I do not want you anymore. But you are still here. And until you are here, I will naturally always -- always be there for you. Even if I hate that sad look, even I want to shut my ears from your stories, even if I hate it when you say my name.

Posted by tengcorrea at 2/15/2009 04:24:00 PM

0 comments Wednesday, February 11, 2009

A Valentine entry three years ago

A Valentine entry three years ago --

I had the best valentine's day ever..

you might immediately think that it is because i spent it with a boyfriend or what.. but not really. it was just that i feel that everything (the happy and the sad) that happened yesterday simply fit together.
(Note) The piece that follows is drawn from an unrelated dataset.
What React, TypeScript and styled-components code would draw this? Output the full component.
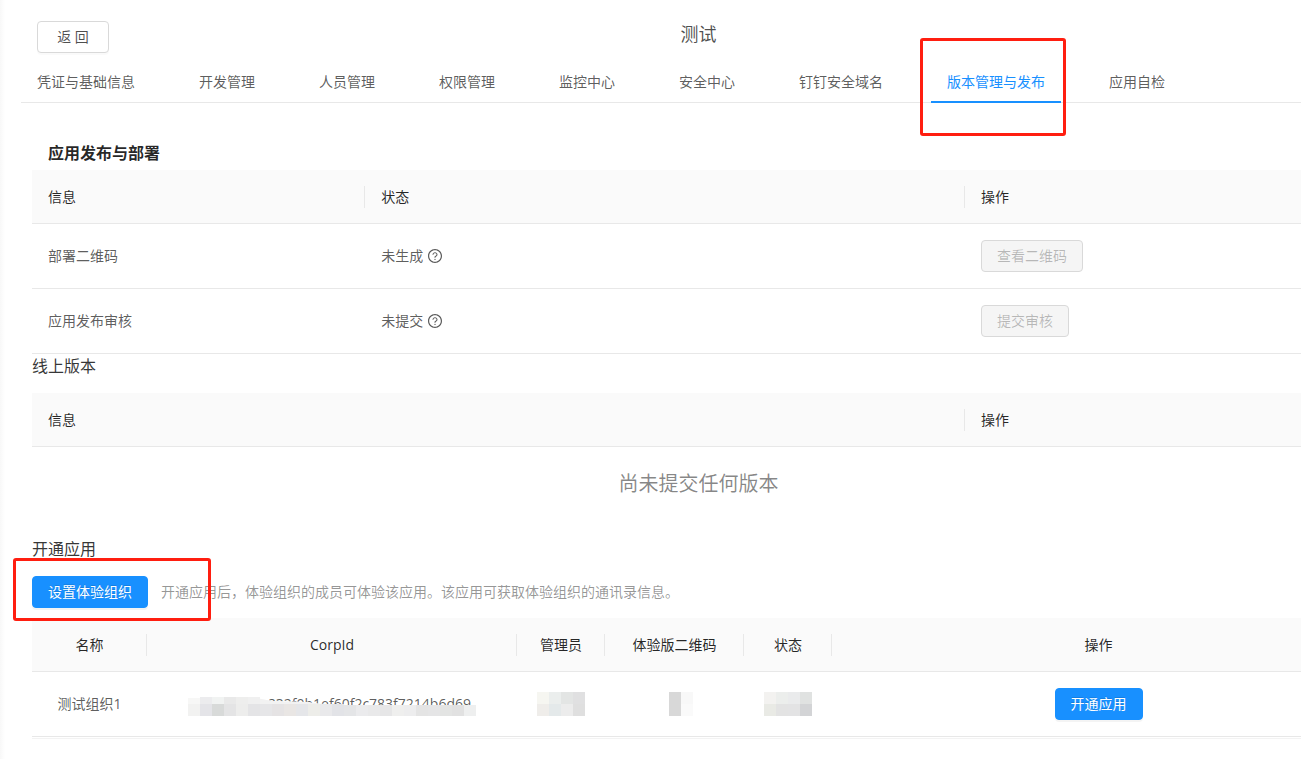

i feel so loved by many people -

the people who greeted me a 'happy hearts' day' through text - krixie, jam, khia, bers, luthgard, kb;

the korean kids in the dorm who gave me chocolates (i think it was not their tradition but they did it anyway);

the stranger in the mall who was my company while i was waiting for someone (my instant date);

my mother who sent me this very sweet message - "Hapi Valentine's Day!!! Wo ai ni! Take care. 4 me u r d most perfect and beautiful girl in d whole world." it might sound cheesy but coming from someone who have seen and felt the worst of me, the monster in me, and yet accepted me (the unconditional love of a mother, precisely) - such words are just the sweetest they almost made me cry;

tal with whom i share my happy and not-so-happy thoughts, to whom i can confess my 'unreasonable' joys and pains, without fear of being judged; her negative plus my negative equals a positive. One sees the other cry without really understanding why. because sometimes reasons need not be known, right? One can understand without really knowing why;

he - whose presence, little acts and funny messages make me smile, he who i wait to see everyday, he who i like to remain a joke (sounds bad, huh?)so that it would not hurt; (but yes, it sort of did cause me pain already)

vee-jay, my baba - for the pain and the happiness; for the 'surprise' which i and the circumstances again spoiled but that which is still very much appreciated.


ahh.. happiness. sometimes the belief, the conviction that one is loved.

--

So why am I posting this? Because inspired by a quote from Murakami -

"You know what I think?" she says. "That people's memories are maybe the fuel they burn to stay alive. Whether those memories have any actual importance or not, it doesn't matter as far as the maintenance of life is concerned.”

-- I think the 2006 happy blog entry is a fuel. It is what I’d like to call an anesthetic fuel. So that no matter what happens this “i-hate-it-because-it-is-so-commercialized-yet-it-affects-me-anyway” event, I will have fuel to burn. To keep me warm. To keep me believing. To keep me sane on that impending another yet extra cursed Saturday night.